+++ Provided material +++

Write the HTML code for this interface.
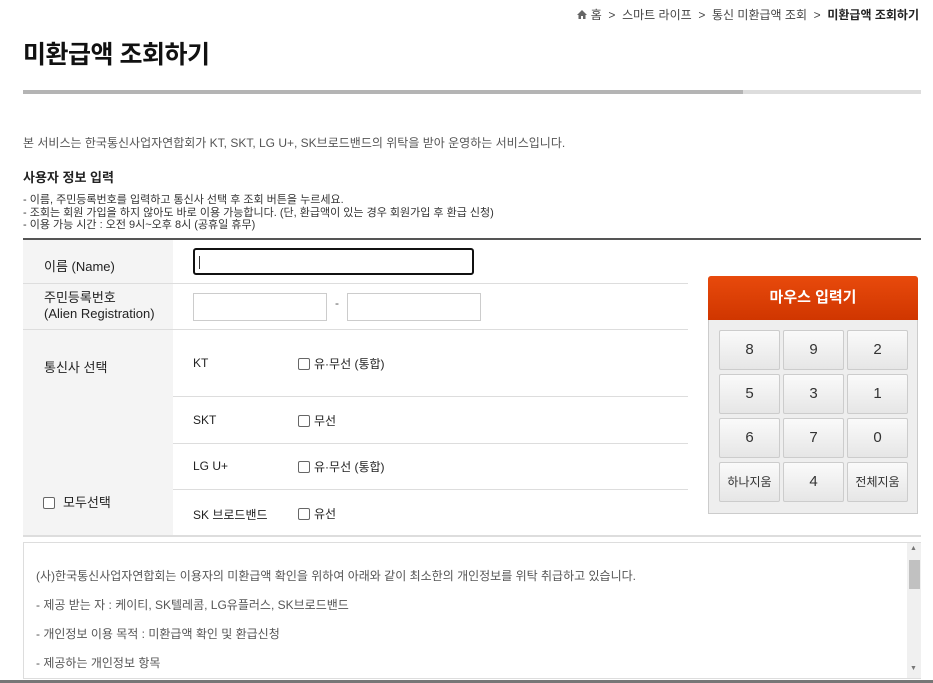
<!DOCTYPE html>
<html><head><meta charset="utf-8"><style>
*{margin:0;padding:0;box-sizing:border-box}
body{width:933px;height:683px;overflow:hidden;background:#fff;font-family:"Liberation Sans","Noto Sans CJK KR",sans-serif;color:#222;position:relative}
.a{position:absolute;white-space:nowrap}
.btn{position:absolute;width:61px;height:40px;border:1px solid #ccc;border-radius:2px;background:linear-gradient(#fafafa,#e6e6e6);font-size:15px;color:#333;text-align:center;line-height:38px}
.btn.s{font-size:12px}
.cb{display:inline-block;width:12px;height:12px;border:1px solid #666;border-radius:2px;vertical-align:-2px;margin-right:4px;background:#fff}
.l{position:absolute;height:1px;background:#ddd}
</style></head><body>
<div class="a" style="right:14px;top:6px;font-size:12px;color:#444">
<svg width="10" height="9" viewBox="0 0 10 9" style="vertical-align:0"><path d="M5 0L0 5h1.5v4h2.5V6h2v3h2.5V5H10z" fill="#666"/></svg> 홈 &nbsp;&gt;&nbsp; 스마트 라이프 &nbsp;&gt;&nbsp; 통신 미환급액 조회 &nbsp;&gt;&nbsp; <b style="color:#222">미환급액 조회하기</b></div>
<div class="a" style="left:23px;top:35px;font-size:25px;font-weight:bold;color:#111;letter-spacing:-0.5px">미환급액 조회하기</div>
<div class="a" style="left:23px;top:90px;width:720px;height:4px;background:#b4b4b4"></div>
<div class="a" style="left:743px;top:90px;width:178px;height:4px;background:#ddd"></div>
<div class="a" style="left:23px;top:134px;font-size:12px;color:#555">본 서비스는 한국통신사업자연합회가 KT, SKT, LG U+, SK브로드밴드의 위탁을 받아 운영하는 서비스입니다.</div>
<div class="a" style="left:23px;top:167px;font-size:13px;font-weight:bold;color:#222">사용자 정보 입력</div>
<div class="a" style="left:23px;top:194px;font-size:11px;line-height:12.5px;color:#333">- 이름, 주민등록번호를 입력하고 통신사 선택 후 조회 버튼을 누르세요.<br>- 조회는 회원 가입을 하지 않아도 바로 이용 가능합니다. (단, 환급액이 있는 경우 회원가입 후 환급 신청)<br>- 이용 가능 시간 : 오전 9시~오후 8시 (공휴일 휴무)</div>
<div class="a" style="left:23px;top:238px;width:898px;height:2px;background:#555"></div>
<div class="a" style="left:23px;top:240px;width:150px;height:296px;background:#f4f4f4"></div>
<div class="l" style="left:23px;top:283px;width:665px"></div>
<div class="l" style="left:23px;top:329px;width:665px"></div>
<div class="l" style="left:173px;top:396px;width:515px"></div>
<div class="l" style="left:173px;top:443px;width:515px"></div>
<div class="l" style="left:173px;top:489px;width:515px"></div>
<div class="l" style="left:23px;top:535px;width:898px;height:2px"></div>
<div class="a" style="left:44px;top:256px;font-size:13px;color:#222">이름 (Name)</div>
<div class="a" style="left:193px;top:248px;width:281px;height:27px;border:2px solid #111;border-radius:3px"></div>
<div class="a" style="left:199px;top:256px;width:1px;height:13px;background:#333"></div>
<div class="a" style="left:44px;top:290px;font-size:13px;line-height:16px;color:#222">주민등록번호<br>(Alien Registration)</div>
<div class="a" style="left:193px;top:293px;width:134px;height:28px;border:1px solid #ccc"></div>
<div class="a" style="left:335px;top:296px;font-size:12px;color:#555">-</div>
<div class="a" style="left:347px;top:293px;width:134px;height:28px;border:1px solid #ccc"></div>
<div class="a" style="left:44px;top:357px;font-size:13px;color:#222">통신사 선택</div>
<div class="a" style="left:24px;top:492px;font-size:13px;color:#222"><span class="cb" style="margin-left:19px;margin-right:8px"></span>모두선택</div>
<div class="a" style="left:193px;top:356px;font-size:12px">KT</div>
<div class="a" style="left:298px;top:355px;font-size:12px"><span class="cb"></span>유·무선 (통합)</div>
<div class="a" style="left:193px;top:413px;font-size:12px">SKT</div>
<div class="a" style="left:298px;top:412px;font-size:12px"><span class="cb"></span>무선</div>
<div class="a" style="left:193px;top:459px;font-size:12px">LG U+</div>
<div class="a" style="left:298px;top:458px;font-size:12px"><span class="cb"></span>유·무선 (통합)</div>
<div class="a" style="left:193px;top:506px;font-size:12px">SK 브로드밴드</div>
<div class="a" style="left:298px;top:505px;font-size:12px"><span class="cb"></span>유선</div>
<div class="a" style="left:708px;top:276px;width:210px;height:238px;background:#eee;border:1px solid #ccc;border-radius:3px 3px 0 0"></div>
<div class="a" style="left:708px;top:276px;width:210px;height:44px;background:linear-gradient(#e84a0c,#d03600);border-radius:3px 3px 0 0;color:#fff;font-size:15px;font-weight:bold;text-align:center;line-height:44px">마우스 입력기</div>
<div class="btn" style="left:719px;top:330px">8</div><div class="btn" style="left:783px;top:330px">9</div><div class="btn" style="left:847px;top:330px">2</div>
<div class="btn" style="left:719px;top:374px">5</div><div class="btn" style="left:783px;top:374px">3</div><div class="btn" style="left:847px;top:374px">1</div>
<div class="btn" style="left:719px;top:418px">6</div><div class="btn" style="left:783px;top:418px">7</div><div class="btn" style="left:847px;top:418px">0</div>
<div class="btn s" style="left:719px;top:462px">하나지움</div><div class="btn" style="left:783px;top:462px">4</div><div class="btn s" style="left:847px;top:462px">전체지움</div>
<div class="a" style="left:23px;top:542px;width:898px;height:137px;border:1px solid #ddd"></div>
<div class="a" style="left:907px;top:543px;width:14px;height:135px;background:#f0f0f0"></div>
<div class="a" style="left:909px;top:560px;width:11px;height:29px;background:#c1c1c1"></div>
<div class="a" style="left:910px;top:545px;font-size:7px;color:#777">▲</div>
<div class="a" style="left:910px;top:665px;font-size:7px;color:#777">▼</div>
<div class="a" style="left:36px;top:562px;font-size:12px;line-height:29px;color:#555">(사)한국통신사업자연합회는 이용자의 미환급액 확인을 위하여 아래와 같이 최소한의 개인정보를 위탁 취급하고 있습니다.<br>- 제공 받는 자 : 케이티, SK텔레콤, LG유플러스, SK브로드밴드<br>- 개인정보 이용 목적 : 미환급액 확인 및 환급신청<br>- 제공하는 개인정보 항목</div>
<div class="a" style="left:0;top:680px;width:933px;height:3px;background:#777"></div>
</body></html>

+++

Requirement = Write the listing above out again exactly, dropping each image.

Response to this exercise =
Write the HTML code for this interface.
<!DOCTYPE html>
<html><head><meta charset="utf-8"><style>
*{margin:0;padding:0;box-sizing:border-box}
body{width:933px;height:683px;overflow:hidden;background:#fff;font-family:"Liberation Sans","Noto Sans CJK KR",sans-serif;color:#222;position:relative}
.a{position:absolute;white-space:nowrap}
.btn{position:absolute;width:61px;height:40px;border:1px solid #ccc;border-radius:2px;background:linear-gradient(#fafafa,#e6e6e6);font-size:15px;color:#333;text-align:center;line-height:38px}
.btn.s{font-size:12px}
.cb{display:inline-block;width:12px;height:12px;border:1px solid #666;border-radius:2px;vertical-align:-2px;margin-right:4px;background:#fff}
.l{position:absolute;height:1px;background:#ddd}
</style></head><body>
<div class="a" style="right:14px;top:6px;font-size:12px;color:#444">
<svg width="10" height="9" viewBox="0 0 10 9" style="vertical-align:0"><path d="M5 0L0 5h1.5v4h2.5V6h2v3h2.5V5H10z" fill="#666"/></svg> 홈 &nbsp;&gt;&nbsp; 스마트 라이프 &nbsp;&gt;&nbsp; 통신 미환급액 조회 &nbsp;&gt;&nbsp; <b style="color:#222">미환급액 조회하기</b></div>
<div class="a" style="left:23px;top:35px;font-size:25px;font-weight:bold;color:#111;letter-spacing:-0.5px">미환급액 조회하기</div>
<div class="a" style="left:23px;top:90px;width:720px;height:4px;background:#b4b4b4"></div>
<div class="a" style="left:743px;top:90px;width:178px;height:4px;background:#ddd"></div>
<div class="a" style="left:23px;top:134px;font-size:12px;color:#555">본 서비스는 한국통신사업자연합회가 KT, SKT, LG U+, SK브로드밴드의 위탁을 받아 운영하는 서비스입니다.</div>
<div class="a" style="left:23px;top:167px;font-size:13px;font-weight:bold;color:#222">사용자 정보 입력</div>
<div class="a" style="left:23px;top:194px;font-size:11px;line-height:12.5px;color:#333">- 이름, 주민등록번호를 입력하고 통신사 선택 후 조회 버튼을 누르세요.<br>- 조회는 회원 가입을 하지 않아도 바로 이용 가능합니다. (단, 환급액이 있는 경우 회원가입 후 환급 신청)<br>- 이용 가능 시간 : 오전 9시~오후 8시 (공휴일 휴무)</div>
<div class="a" style="left:23px;top:238px;width:898px;height:2px;background:#555"></div>
<div class="a" style="left:23px;top:240px;width:150px;height:296px;background:#f4f4f4"></div>
<div class="l" style="left:23px;top:283px;width:665px"></div>
<div class="l" style="left:23px;top:329px;width:665px"></div>
<div class="l" style="left:173px;top:396px;width:515px"></div>
<div class="l" style="left:173px;top:443px;width:515px"></div>
<div class="l" style="left:173px;top:489px;width:515px"></div>
<div class="l" style="left:23px;top:535px;width:898px;height:2px"></div>
<div class="a" style="left:44px;top:256px;font-size:13px;color:#222">이름 (Name)</div>
<div class="a" style="left:193px;top:248px;width:281px;height:27px;border:2px solid #111;border-radius:3px"></div>
<div class="a" style="left:199px;top:256px;width:1px;height:13px;background:#333"></div>
<div class="a" style="left:44px;top:290px;font-size:13px;line-height:16px;color:#222">주민등록번호<br>(Alien Registration)</div>
<div class="a" style="left:193px;top:293px;width:134px;height:28px;border:1px solid #ccc"></div>
<div class="a" style="left:335px;top:296px;font-size:12px;color:#555">-</div>
<div class="a" style="left:347px;top:293px;width:134px;height:28px;border:1px solid #ccc"></div>
<div class="a" style="left:44px;top:357px;font-size:13px;color:#222">통신사 선택</div>
<div class="a" style="left:24px;top:492px;font-size:13px;color:#222"><span class="cb" style="margin-left:19px;margin-right:8px"></span>모두선택</div>
<div class="a" style="left:193px;top:356px;font-size:12px">KT</div>
<div class="a" style="left:298px;top:355px;font-size:12px"><span class="cb"></span>유·무선 (통합)</div>
<div class="a" style="left:193px;top:413px;font-size:12px">SKT</div>
<div class="a" style="left:298px;top:412px;font-size:12px"><span class="cb"></span>무선</div>
<div class="a" style="left:193px;top:459px;font-size:12px">LG U+</div>
<div class="a" style="left:298px;top:458px;font-size:12px"><span class="cb"></span>유·무선 (통합)</div>
<div class="a" style="left:193px;top:506px;font-size:12px">SK 브로드밴드</div>
<div class="a" style="left:298px;top:505px;font-size:12px"><span class="cb"></span>유선</div>
<div class="a" style="left:708px;top:276px;width:210px;height:238px;background:#eee;border:1px solid #ccc;border-radius:3px 3px 0 0"></div>
<div class="a" style="left:708px;top:276px;width:210px;height:44px;background:linear-gradient(#e84a0c,#d03600);border-radius:3px 3px 0 0;color:#fff;font-size:15px;font-weight:bold;text-align:center;line-height:44px">마우스 입력기</div>
<div class="btn" style="left:719px;top:330px">8</div><div class="btn" style="left:783px;top:330px">9</div><div class="btn" style="left:847px;top:330px">2</div>
<div class="btn" style="left:719px;top:374px">5</div><div class="btn" style="left:783px;top:374px">3</div><div class="btn" style="left:847px;top:374px">1</div>
<div class="btn" style="left:719px;top:418px">6</div><div class="btn" style="left:783px;top:418px">7</div><div class="btn" style="left:847px;top:418px">0</div>
<div class="btn s" style="left:719px;top:462px">하나지움</div><div class="btn" style="left:783px;top:462px">4</div><div class="btn s" style="left:847px;top:462px">전체지움</div>
<div class="a" style="left:23px;top:542px;width:898px;height:137px;border:1px solid #ddd"></div>
<div class="a" style="left:907px;top:543px;width:14px;height:135px;background:#f0f0f0"></div>
<div class="a" style="left:909px;top:560px;width:11px;height:29px;background:#c1c1c1"></div>
<div class="a" style="left:910px;top:545px;font-size:7px;color:#777">▲</div>
<div class="a" style="left:910px;top:665px;font-size:7px;color:#777">▼</div>
<div class="a" style="left:36px;top:562px;font-size:12px;line-height:29px;color:#555">(사)한국통신사업자연합회는 이용자의 미환급액 확인을 위하여 아래와 같이 최소한의 개인정보를 위탁 취급하고 있습니다.<br>- 제공 받는 자 : 케이티, SK텔레콤, LG유플러스, SK브로드밴드<br>- 개인정보 이용 목적 : 미환급액 확인 및 환급신청<br>- 제공하는 개인정보 항목</div>
<div class="a" style="left:0;top:680px;width:933px;height:3px;background:#777"></div>
</body></html>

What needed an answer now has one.